Daniel Boone wasn't really the gung-ho American revolutionary pioneer he's all cracked up to be in the myths told about him. According to the American Law Library, he had been given a captain's commission by the royal governor of Virginia, Lord Dunmore, in 1774. That year, Dunmore waged war against the Native American tribes of the Ohio River Valley, which included the Shawnee and Wyandot, among others. Although Boone fought in these wars, he sometimes censured the violence of the white colonizers, accurately calling the campaign a "war of intrusion" against the native people in order to "dispossess them of their desirable habitations."

Perhaps because of this conflict between his Quaker morality and the need to provide for his family and the other settlers of Boonesborough — the town he had founded after leading the expedition through the Cumberland Gap — Boone found himself in hot water with his own settlers after being taken prisoner by the Shawnee. When they told him their plans to kill all of his men, he worked out a deal with the tribe that effected their surrender. He then spent four months in captivity, and was even "adopted" by them (leading to another popular Boone myth: that he had married a woman from the tribe). He escaped during a wild turkey hunt, but did not receive a hero's welcome upon his return to Boonesborough.

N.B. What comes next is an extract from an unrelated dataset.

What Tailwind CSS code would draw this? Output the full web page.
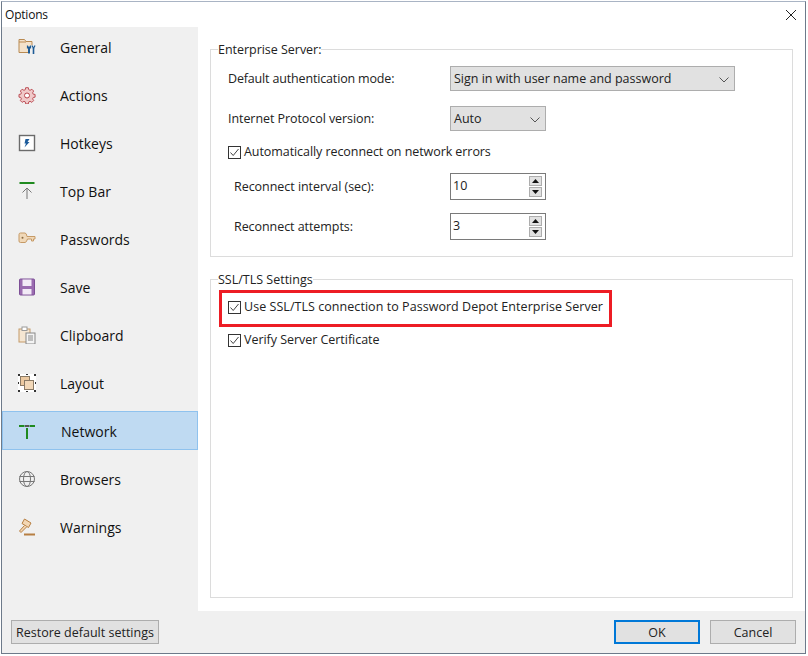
<!DOCTYPE html>
<html><head><meta charset="utf-8"><script src="https://cdn.jsdelivr.net/npm/@tailwindcss/browser@4"></script></head>
<body class="bg-white w-[808px] h-[656px] overflow-hidden font-['Open_Sans','Noto_Sans',sans-serif] text-[#111]">
<div class="ml-px mt-px w-[805px] h-[653px] border border-[#6d7a8a] border-t-[#a9b4c4] bg-white flex flex-col">
  <div class="h-[25px] flex items-center justify-between pl-[3px] pr-[8px] text-[12px] tracking-[-0.2px]">
    <span>Options</span>
    <svg width="12" height="12" viewBox="0 0 12 12" stroke="#222" stroke-width="1" fill="none"><path d="M1 1l10 10M11 1L1 11"/></svg>
  </div>
  <div class="flex-1 flex min-h-0">
    <nav class="w-[196px] bg-[#f0f0f0] flex flex-col gap-[9px] text-[14px] pb-[3px]">
      <div class="h-[39px] flex items-center pl-[16px] gap-[24px]"><svg width="18" height="18" viewBox="0 0 18 18" fill="none"><path d="M10 14.500H1V1.500H6.500L8 3.500H14V7" stroke="#b98a52" fill="#f3e2cb"/><path d="M1 4h7" stroke="#b98a52"/><path d="M11 8.500v7" stroke="#1e5c96" stroke-width="2"/><path d="M9.500 7.500v2.500h3V7.500" stroke="#1e5c96" stroke-width="1.200"/><path d="M15.500 10v6" stroke="#1e5c96" stroke-width="1.600"/><path d="M14 7.500l1.500 3 1.500-3" stroke="#1e5c96" stroke-width="1.200"/></svg><span class="pt-[2px]">General</span></div>
      <div class="h-[39px] flex items-center pl-[16px] gap-[24px]"><svg width="18" height="18" viewBox="0 0 18 18" fill="#f0c9c9" stroke="#b8434b"><path d="M7.500 1h3l.4 2.200 1.500.7 2-1.200 2 2-1.200 2 .7 1.500 2.100.3v3l-2.100.4-.7 1.500 1.200 1.900-2 2-2-1.200-1.500.7-.4 2.200h-3l-.4-2.200-1.500-.7-2 1.200-2-2 1.200-1.900-.7-1.500-2-.4v-3l2-.3.7-1.500-1.200-2 2-2 2 1.200 1.500-.7Z" transform="translate(.9 .8) scale(.9)"/><circle cx="9" cy="9.500" r="2.500" fill="#fff"/></svg><span class="pt-[2px]">Actions</span></div>
      <div class="h-[39px] flex items-center pl-[16px] gap-[24px]"><svg width="18" height="18" viewBox="0 0 18 18"><rect x="1.500" y="1.500" width="15" height="15" fill="#fff" stroke="#6b6b6b" stroke-width="1.400"/><path d="M11.500 5H7.500L6.500 9.500H8L6.500 13.500 11.500 8H9.500L11.500 5Z" fill="#1d5c9c"/></svg><span class="pt-[2px]">Hotkeys</span></div>
      <div class="h-[39px] flex items-center pl-[16px] gap-[24px]"><svg width="18" height="18" viewBox="0 0 18 18" fill="none"><path d="M1.500 1h15" stroke="#1f8a1f" stroke-width="2"/><path d="M9 17V6M4.500 10.500 9 6l4.500 4.500" stroke="#777"/></svg><span class="pt-[2px]">Top Bar</span></div>
      <div class="h-[39px] flex items-center pl-[16px] gap-[24px]"><svg width="18" height="18" viewBox="0 0 18 18" fill="#f0d8b8" stroke="#c69a66"><path d="M1 4.500Q1 3 2.500 3H7Q8.500 3 9 6.500H17V9H15.500V11H13.500V9H9.500Q8.500 12.500 7 12.500H2.500Q1 12.500 1 11Z"/><circle cx="4.500" cy="7.800" r="1" fill="#8a6a40" stroke="none"/></svg><span class="pt-[2px]">Passwords</span></div>
      <div class="h-[39px] flex items-center pl-[16px] gap-[24px]"><svg width="18" height="18" viewBox="0 0 18 18"><rect x="1.500" y="1" width="15" height="16" rx="1" fill="#9a6bb0" stroke="#7d4f96"/><rect x="4.500" y="1.500" width="9" height="6.500" fill="#f2eaf6"/><rect x="4.500" y="11" width="9" height="5.500" fill="#f2eaf6"/></svg><span class="pt-[2px]">Save</span></div>
      <div class="h-[39px] flex items-center pl-[16px] gap-[24px]"><svg width="18" height="18" viewBox="0 0 18 18"><rect x="1" y="3" width="11" height="13" fill="#f5e6d2" stroke="#c49a68"/><rect x="4" y="1" width="5" height="3.500" fill="#fff" stroke="#999"/><rect x="8" y="7" width="9" height="11" fill="#f4f4f4" stroke="#888"/><path d="M10 10h5M10 12h5M10 14h5" stroke="#888"/></svg><span class="pt-[2px]">Clipboard</span></div>
      <div class="h-[39px] flex items-center pl-[16px] gap-[24px]"><svg width="18" height="18" viewBox="0 0 18 18"><rect x="0" y="0" width="18" height="18" fill="#fff"/><rect x="2.500" y="2.500" width="9" height="9" fill="#ecc9a0" stroke="#8a7a65"/><rect x="6.500" y="6.500" width="9" height="9" fill="#f2d8b8" stroke="#8a7a65"/><path d="M0 0h2v2H0zM16 0h2v2h-2zM0 16h2v2H0zM16 16h2v2h-2zM8 0h2v1H8zM8 17h2v1H8zM0 8h1v2H0zM17 8h1v2h-1z" fill="#333"/></svg><span class="pt-[2px]">Layout</span></div>
      <div class="h-[39px] flex items-center pl-[15px] gap-[25px] bg-[#bfdaf2] border border-[#8fc2ee]"><svg width="18" height="18" viewBox="0 0 18 18" fill="none" stroke="#1f8a1f" stroke-width="2"><path d="M1 4h5.500M11.500 4H17M9 6v11"/><rect x="7" y="3" width="4" height="2" fill="#555" stroke="none"/></svg><span class="pt-[2px]">Network</span></div>
      <div class="h-[39px] flex items-center pl-[16px] gap-[24px]"><svg width="18" height="18" viewBox="0 0 18 18" fill="none" stroke="#777"><circle cx="9" cy="9" r="7.500"/><ellipse cx="9" cy="9" rx="3.500" ry="7.500"/><path d="M1.500 6.500h15M1.500 11.500h15"/></svg><span class="pt-[2px]">Browsers</span></div>
      <div class="h-[39px] flex items-center pl-[16px] gap-[24px]"><svg width="18" height="18" viewBox="0 0 18 18" stroke="#b77f42" fill="#f3d7b4"><path d="M6.500 1 13 5 10.500 9.500 4 5.500Z"/><path d="M6.500 7.500 1.500 13 3 14.500 8.500 9"/><path d="M6 16.500h11" stroke-width="2"/></svg><span class="pt-[2px]">Warnings</span></div>
    </nav>
    <main class="flex-1 bg-white px-[12px] relative text-[12.500px] text-[#222]">
      <fieldset class="mt-[14px] h-[216px] border border-[#dcdcdc] pl-[17px] flex flex-col">
        <legend class="-ml-[10px] pt-px leading-[16px] tracking-[-0.03px]">Enterprise Server:</legend>
        <div class="flex items-center h-[25px] mt-[8px]"><span class="w-[222px] pt-px shrink-0 tracking-[-0.16px]">Default authentication mode:</span><div class="w-[285px] h-[25px] pt-[2px] bg-[#e1e1e1] border border-[#adadad] flex items-center justify-between pl-[3px] pr-[5px]"><span>Sign in with user name and password</span><svg width="10" height="6" viewBox="0 0 10 6" fill="none" stroke="#555"><path d="M.5.500 5 5 9.500.500"/></svg></div></div>
        <div class="flex items-center h-[25px] mt-[15px]"><span class="w-[222px] pt-px shrink-0 tracking-[-0.07px]">Internet Protocol version:</span><div class="w-[96px] h-[25px] pt-[2px] bg-[#e1e1e1] border border-[#adadad] flex items-center justify-between pl-[3px] pr-[5px]"><span>Auto</span><svg width="10" height="6" viewBox="0 0 10 6" fill="none" stroke="#555"><path d="M.5.500 5 5 9.500.500"/></svg></div></div>
        <label class="flex items-center gap-[3px] mt-[11px] h-[20px] tracking-[-0.07px]"><span class="w-[13px] h-[13px] border border-[#333] flex items-center justify-center"><svg width="11" height="11" viewBox="0 0 11 11" fill="none" stroke="#444"><path d="M1.500 5.500 4.200 8.500 9.500 2"/></svg></span>Automatically reconnect on network errors</label>
        <div class="flex items-center h-[27px] mt-[11px] pl-[6px]"><span class="w-[216px] pt-[2px] shrink-0 tracking-[-0.04px]">Reconnect interval (sec):</span><div class="w-[96px] h-[27px] border border-[#7a7a7a] flex items-center justify-between pl-[2px] pr-[3px]"><span>10</span><div class="flex flex-col gap-px"><div class="w-[13px] h-[10px] bg-[#e1e1e1] border border-[#adadad] flex items-center justify-center"><svg width="7" height="4" viewBox="0 0 7 4"><path d="M3.500 0 7 4H0Z" fill="#111"/></svg></div><div class="w-[13px] h-[10px] bg-[#e1e1e1] border border-[#adadad] flex items-center justify-center"><svg width="7" height="4" viewBox="0 0 7 4"><path d="M0 0H7L3.500 4Z" fill="#111"/></svg></div></div></div></div>
        <div class="flex items-center h-[27px] mt-[13px] pl-[6px]"><span class="w-[216px] pt-[2px] shrink-0 tracking-[-0.06px]">Reconnect attempts:</span><div class="w-[96px] h-[27px] border border-[#7a7a7a] flex items-center justify-between pl-[2px] pr-[3px]"><span>3</span><div class="flex flex-col gap-px"><div class="w-[13px] h-[10px] bg-[#e1e1e1] border border-[#adadad] flex items-center justify-center"><svg width="7" height="4" viewBox="0 0 7 4"><path d="M3.500 0 7 4H0Z" fill="#111"/></svg></div><div class="w-[13px] h-[10px] bg-[#e1e1e1] border border-[#adadad] flex items-center justify-center"><svg width="7" height="4" viewBox="0 0 7 4"><path d="M0 0H7L3.500 4Z" fill="#111"/></svg></div></div></div></div>
      </fieldset>
      <fieldset class="mt-[13px] h-[328px] border border-[#dcdcdc] pl-[17px] flex flex-col">
        <legend class="-ml-[10px] pt-[2px] leading-[16px]">SSL/TLS Settings</legend>
        <label class="flex items-center gap-[3px] mt-[9px] h-[20px] tracking-[0.05px]"><span class="w-[13px] h-[13px] border border-[#333] flex items-center justify-center"><svg width="11" height="11" viewBox="0 0 11 11" fill="none" stroke="#444"><path d="M1.500 5.500 4.200 8.500 9.500 2"/></svg></span>Use SSL/TLS connection to Password Depot Enterprise Server</label>
        <label class="flex items-center gap-[3px] mt-[13px] h-[20px] tracking-[-0.04px]"><span class="w-[13px] h-[13px] border border-[#333] flex items-center justify-center"><svg width="11" height="11" viewBox="0 0 11 11" fill="none" stroke="#444"><path d="M1.500 5.500 4.200 8.500 9.500 2"/></svg></span>Verify Server Certificate</label>
      </fieldset>
      <div class="absolute left-[21px] top-[263px] w-[393px] h-[37px] border-[3px] border-[#ed1c24]"></div>
    </main>
  </div>
  <div class="h-[42px] bg-[#f0f0f0] flex items-center justify-between pl-[9px] pr-[9px] text-[12.500px] text-[#222]">
    <div class="w-[148px] h-[24px] pt-[2px] bg-[#e1e1e1] border border-[#adadad] flex items-center justify-center">Restore default settings</div>
    <div class="flex gap-[10px]">
      <div class="w-[86px] h-[24px] pt-[2px] bg-[#e1e1e1] border-2 border-[#0078d7] flex items-center justify-center">OK</div>
      <div class="w-[86px] h-[24px] pt-[2px] bg-[#e1e1e1] border border-[#adadad] flex items-center justify-center">Cancel</div>
    </div>
  </div>
</div>
</body></html>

Daniel Boone was court-martialed for treason in 1778

The settlers were wary of Boone after he returned from captivity, and a pair of American militia officers, Benjamin Logan and Richard Callaway, charged him with treason. They alleged that he had conspired with both the Shawnee and the British. A group of militia officers from Kentucky served as both his judges and jurors at his trial. In a piece posted to the American Law Library, law historian Buckner F. Melton, Jr. wrote that Callaway, Boone, and some others who had escaped Shawnee captivity gave testimony. Calloway said that "Boone was in favor of the British government" and that "all of his conduct proved it."

But Boone stuck to his story, explaining that he and his men were outnumbered by the Shawnee. They would all have been easily slaughtered if he had not decided to "use some stratagem" to mislead both the Shawnee and the British. The accusations were a blemish on Boone's reputation, but he was ultimately acquitted of the charges. Since his family was reticent about the whole situation and the official records of the court-martial hearing were destroyed after the trial, details of the whole affair are scant.

With an American public primed to accept heroes that would justify the violence of the westward expansion of the country's boundaries, Boone's treason was all but lost to pop history, replaced by a cap he never wore and a phony patriotism that he himself questioned, as should we all.